Earthquake Prediction Depending on Deep And Machine Learning Approaches: Comparative Study

Abstract
Earthquake prediction remains one of the most challenging tasks in geophysical science due to the complex and nonlinear nature of seismic activity. Traditional statistical and geophysical models struggle to provide accurate short-term or medium-term predictions. With the rise of Artificial Intelligence (AI), Machine Learning (ML), and Deep Learning (DL), models have shown promising capabilities in analyzing seismic signals, historical earthquake catalogs, and geospatial sensor data. This paper provides a comparative study of widely used ML techniques, such as Support Vector Machines (SVM), Random Forests (RF), k-Nearest Neighbors (k-NN), Decision Tree (DT), Logistic Regression (LR), Gaussian Naive Bayes (NB), and Stochastic Gradient Descent (SGD) against the proposed hybrid Convolutional Neural Networks (CNN), Long Short-Term Memory networks (LSTM) model with feature selection technique. Using two of the publicly available seismic datasets (the Earthquake dataset:from 1990-2023 and Turkey Earthquakes (1915-2021)), these models are compared across several metrics, including prediction accuracy, sensitivity to rare high-magnitude events, computational efficiency, and real-time feasibility.

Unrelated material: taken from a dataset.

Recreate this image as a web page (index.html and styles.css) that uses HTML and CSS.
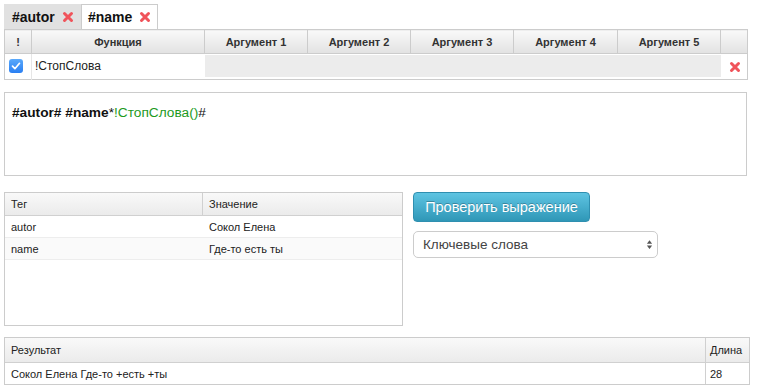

Experimental results show that while traditional ML models perform adequately for magnitude prediction and aftershock probability estimation, deep sequential models like LSTM and CNN-LSTM demonstrate superior performance in temporal forecasting of seismic sequences. The paper concludes by discussing the limitations of current AI-based methods in handling uncertainty. It proposes future directions integrating physics-informed neural networks and multi-sensor fusion for improved reliability. Keywords - Artificial Intelligence (AI), Machine Learning (ML), Deep Learning (DL), Convolutional Neural Networks (CNN), Long Short-Term Memory networks (LSTM).